Ю.Б.: Как вы думаете, почему среди советской интеллигенции, творческой интеллигенции не было ни одного такого случая, как у вас или у руководителя внешней разведки ГДР Маркуса Вольфа, когда вы публично признались, что сотрудничали со Штази? Вероятно, и среди советских интеллектуалов, общественных деятелей были такие, кто сотрудничал с КГБ. Но до сих пор все покрыто мраком, и эта тема — табу. Как вы считаете, эти сведения вообще нужны современному обществу?

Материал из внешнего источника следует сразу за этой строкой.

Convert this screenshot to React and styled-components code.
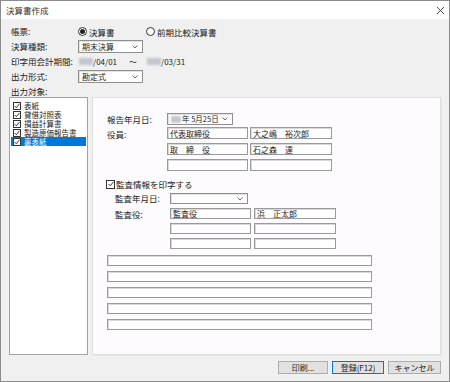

И.Р.: Ничего не могу сказать о представителях советской интеллигенции, кроме тех, кто эмигрировал сюда. И конечно, они очень быстро поняли, что им не стоит тут рассказывать свои личные истории. В Германии же это одна из главных тем общественного обсуждения с 1989 года. Написана масса книг, в том числе и Маркуса Вольфа, были публичные дискуссии, но до сих пор, как и в эпоху «холодной войны», признание в сотрудничестве с репрессивным аппаратом воспринимается как убийственное, и на человеке ставят крест: никого не интересуют мотивация, исторические предпосылки до и после 1945 года. Вечный стереотип «жертва — преступник», и так будет всегда. Многие боятся последствий и потому умалчивают о своем прошлом. Но немцы со своей педантичностью все равно отыскивают этих людей, раскапывают их истории, публикуют. Эти люди подвергаются люстрации из-за своей прошлой политической позиции и поступков. Так случилось и со мной. Двадцать лет я была безработной. Рано вышла на пенсию. И никто не желает признать, что через четверть века человек может измениться и что он в состоянии сам признать свои ошибки. Нацистов не разоблачали с такой прытью, и это противоречие давно меня занимает. Может быть, будущее поколение проявит больше интереса и будет рассматривать подобные сюжеты в комплексном соотношении личного и политического. Это не должно быть табуировано. Люди должны знать правду, но то, как с нами сейчас обращаются, заставляет многих скрывать свою биографию. Для кого-то это может стать трагедией, для кого-то — кинохитом или бестселлером, а политики и массмедиа будут поднимать эти темы в связи с какими-то юбилейными датами. Я много раз рассказывала свою историю — у меня не такой характер, чтобы ее таить. Настало время открыться и публично нести ответственность.